# Task brief
Leave out the pictures, then reproduce the rest of the material exactly.
┌──
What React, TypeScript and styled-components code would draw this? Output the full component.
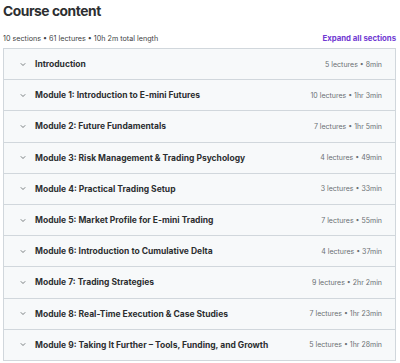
import React from 'react';
import styled, { createGlobalStyle } from 'styled-components';

interface Section {
    title: string,
    lectures: number,
    length: string,
}

const sections: Section[] = [
    { title: 'Introduction', lectures: 5, length: '8min' },
    { title: 'Module 1: Introduction to E-mini Futures', lectures: 10, length: '1hr 3min' },
    { title: 'Module 2: Future Fundamentals', lectures: 7, length: '1hr 5min' },
    { title: 'Module 3: Risk Management & Trading Psychology', lectures: 4, length: '49min' },
    { title: 'Module 4: Practical Trading Setup', lectures: 3, length: '33min' },
    { title: 'Module 5: Market Profile for E-mini Trading', lectures: 7, length: '55min' },
    { title: 'Module 6: Introduction to Cumulative Delta', lectures: 4, length: '37min' },
    { title: 'Module 7: Trading Strategies', lectures: 9, length: '2hr 2min' },
    { title: 'Module 8: Real-Time Execution & Case Studies', lectures: 7, length: '1hr 23min' },
    { title: 'Module 9: Taking It Further – Tools, Funding, and Growth', lectures: 5, length: '1hr 28min' },
];

const Chevron = () => (
    <svg width="6" height="5" viewBox="0 0 6 5" fill="none">
        <path d="M0.8 1.3L3 3.5L5.2 1.3" stroke="#6a6f73" strokeWidth="0.9" />
    </svg>
);

const App = () => {
    return (
        <>
            <GlobalStyle />
            <Wrap>
                <Title>Course content</Title>
                <MetaRow>
                    <span>10 sections • 61 lectures • 10h 2m total length</span>
                    <ExpandBtn>Expand all sections</ExpandBtn>
                </MetaRow>
                <Accordion>
                    {sections.map((s) => (
                        <SectionRow key={s.title}>
                            <Chevron />
                            <SectionTitle>{s.title}</SectionTitle>
                            <SectionInfo>{s.lectures} lectures • {s.length}</SectionInfo>
                        </SectionRow>
                    ))}
                </Accordion>
            </Wrap>
        </>
    );
};

export default App;

const GlobalStyle = createGlobalStyle`
  body {
    margin: 0;
    background: #fff;
    font-family: Inter, "Noto Sans", sans-serif;
    color: #2d2f31;
  }
`;

const Wrap = styled.div`
  width: 393px;
  padding: 0 0 0 3px;
`;

const Title = styled.h2`
  margin: 0;
  padding-top: 1px;
  font-size: 13.8px;
  font-weight: 700;
  line-height: 20px;
  letter-spacing: -0.45px;
`;

const MetaRow = styled.div`
  display: flex;
  justify-content: space-between;
  align-items: center;
  margin-top: 9px;
  height: 16px;
  font-size: 7.2px;
  color: #3e4143;
`;

const ExpandBtn = styled.button`
  background: none;
  border: none;
  padding: 0;
  font-family: inherit;
  font-size: 7.8px;
  font-weight: 700;
  color: #7039d2;
  cursor: pointer;
`;

const Accordion = styled.div`
  margin-top: 2px;
  border: 1px solid #d1d7dc;
`;

const SectionRow = styled.div`
  display: flex;
  align-items: center;
  height: 30.2px;
  padding: 0 13px 0 16px;
  background: #f7f9fa;
  border-bottom: 1px solid #d1d7dc;
  &:last-child {
    border-bottom: none;
  }
`;

const SectionTitle = styled.div`
  flex: 1;
  margin-left: 9px;
  font-size: 8.5px;
  font-weight: 700;
  color: #2d2f31;
  white-space: nowrap;
`;

const SectionInfo = styled.div`
  font-size: 7px;
  color: #6a6f73;
  white-space: nowrap;
`;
└──
# Task output
What React, TypeScript and styled-components code would draw this? Output the full component.
import React from 'react';
import styled, { createGlobalStyle } from 'styled-components';

interface Section {
    title: string,
    lectures: number,
    length: string,
}

const sections: Section[] = [
    { title: 'Introduction', lectures: 5, length: '8min' },
    { title: 'Module 1: Introduction to E-mini Futures', lectures: 10, length: '1hr 3min' },
    { title: 'Module 2: Future Fundamentals', lectures: 7, length: '1hr 5min' },
    { title: 'Module 3: Risk Management & Trading Psychology', lectures: 4, length: '49min' },
    { title: 'Module 4: Practical Trading Setup', lectures: 3, length: '33min' },
    { title: 'Module 5: Market Profile for E-mini Trading', lectures: 7, length: '55min' },
    { title: 'Module 6: Introduction to Cumulative Delta', lectures: 4, length: '37min' },
    { title: 'Module 7: Trading Strategies', lectures: 9, length: '2hr 2min' },
    { title: 'Module 8: Real-Time Execution & Case Studies', lectures: 7, length: '1hr 23min' },
    { title: 'Module 9: Taking It Further – Tools, Funding, and Growth', lectures: 5, length: '1hr 28min' },
];

const Chevron = () => (
    <svg width="6" height="5" viewBox="0 0 6 5" fill="none">
        <path d="M0.8 1.3L3 3.5L5.2 1.3" stroke="#6a6f73" strokeWidth="0.9" />
    </svg>
);

const App = () => {
    return (
        <>
            <GlobalStyle />
            <Wrap>
                <Title>Course content</Title>
                <MetaRow>
                    <span>10 sections • 61 lectures • 10h 2m total length</span>
                    <ExpandBtn>Expand all sections</ExpandBtn>
                </MetaRow>
                <Accordion>
                    {sections.map((s) => (
                        <SectionRow key={s.title}>
                            <Chevron />
                            <SectionTitle>{s.title}</SectionTitle>
                            <SectionInfo>{s.lectures} lectures • {s.length}</SectionInfo>
                        </SectionRow>
                    ))}
                </Accordion>
            </Wrap>
        </>
    );
};

export default App;

const GlobalStyle = createGlobalStyle`
  body {
    margin: 0;
    background: #fff;
    font-family: Inter, "Noto Sans", sans-serif;
    color: #2d2f31;
  }
`;

const Wrap = styled.div`
  width: 393px;
  padding: 0 0 0 3px;
`;

const Title = styled.h2`
  margin: 0;
  padding-top: 1px;
  font-size: 13.8px;
  font-weight: 700;
  line-height: 20px;
  letter-spacing: -0.45px;
`;

const MetaRow = styled.div`
  display: flex;
  justify-content: space-between;
  align-items: center;
  margin-top: 9px;
  height: 16px;
  font-size: 7.2px;
  color: #3e4143;
`;

const ExpandBtn = styled.button`
  background: none;
  border: none;
  padding: 0;
  font-family: inherit;
  font-size: 7.8px;
  font-weight: 700;
  color: #7039d2;
  cursor: pointer;
`;

const Accordion = styled.div`
  margin-top: 2px;
  border: 1px solid #d1d7dc;
`;

const SectionRow = styled.div`
  display: flex;
  align-items: center;
  height: 30.2px;
  padding: 0 13px 0 16px;
  background: #f7f9fa;
  border-bottom: 1px solid #d1d7dc;
  &:last-child {
    border-bottom: none;
  }
`;

const SectionTitle = styled.div`
  flex: 1;
  margin-left: 9px;
  font-size: 8.5px;
  font-weight: 700;
  color: #2d2f31;
  white-space: nowrap;
`;

const SectionInfo = styled.div`
  font-size: 7px;
  color: #6a6f73;
  white-space: nowrap;
`;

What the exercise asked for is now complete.